LOL! At the LFS I work at, a lot of kids call them mini stingrays. Those are reticulated borneo suckers, or more commonly called Hillstream loaches. They live in waterfalls in the wild. You'll find them pretty tough to catch out of the tank if ever needed as they stick very well to surfaces. Decent algae eaters and definitely need some driftwood in their diet.


----------



## Ice (Sep 25, 2006)

So they need a good water flow from a powerhead? Curious because I never seen one before. Although it would be a cool fish to add in a 10 gallon.


----------



## snyderguy (Feb 9, 2010)

They like the flow but it's not required


----------



## Terry6000 (Apr 2, 2012)

they are defiantly cool. i have 3 in my 125. They will even change color to mach what they are resting on/eating off of. I have seen a very light tan color and one even turns a dark blue to mach my sponge filter.

I do not think that lots of flow is required but it might be best for them. however they do like lost of O2 in the water. I had them for about a year before I decided to put a sponge filter with air stone in it. They grew about a half an inch in a month.
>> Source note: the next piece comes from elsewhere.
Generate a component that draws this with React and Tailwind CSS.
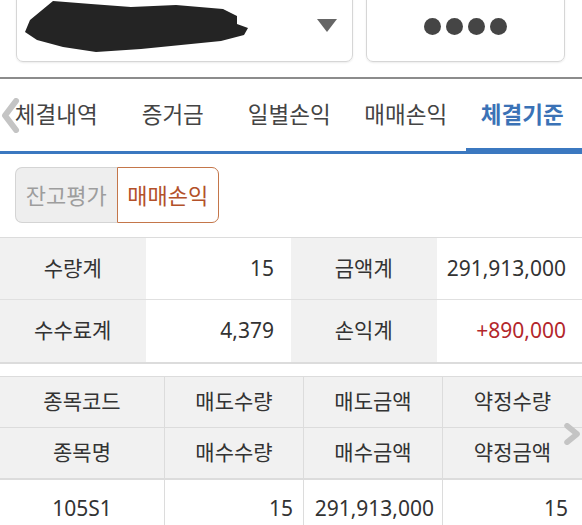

That being said, I dont think it is wise to buy large 1.75 (inches+) hillstreams if you do not have high flow and high O2. My bet is there size it directly correlated with how much O2 is in the water. So if they are too big for the amount of O2 in your tank then they will surely not last long.


----------



## hXcChic22 (Dec 26, 2009)

I disagree that good flow is not necessary. They naturally live in highly oxygenated environments, and long term will not do well in a tank without water movement. Ours always flourished when we had a lot of algae growth and our powerhead was working... within two weeks of our powerhead kicking the bucket, both our hillstreams disappeared.


----------



## lohachata (Jan 27, 2006)

Sewellia Lineolata is the scientific name for the Reticulated Hillstream Loach..there are also several other species of but are not as attractive....
these fish are not tropicals.they like temps in the mid 60s and not higher than 72....
they really do not last very long without current and high oxygen levels.....


----------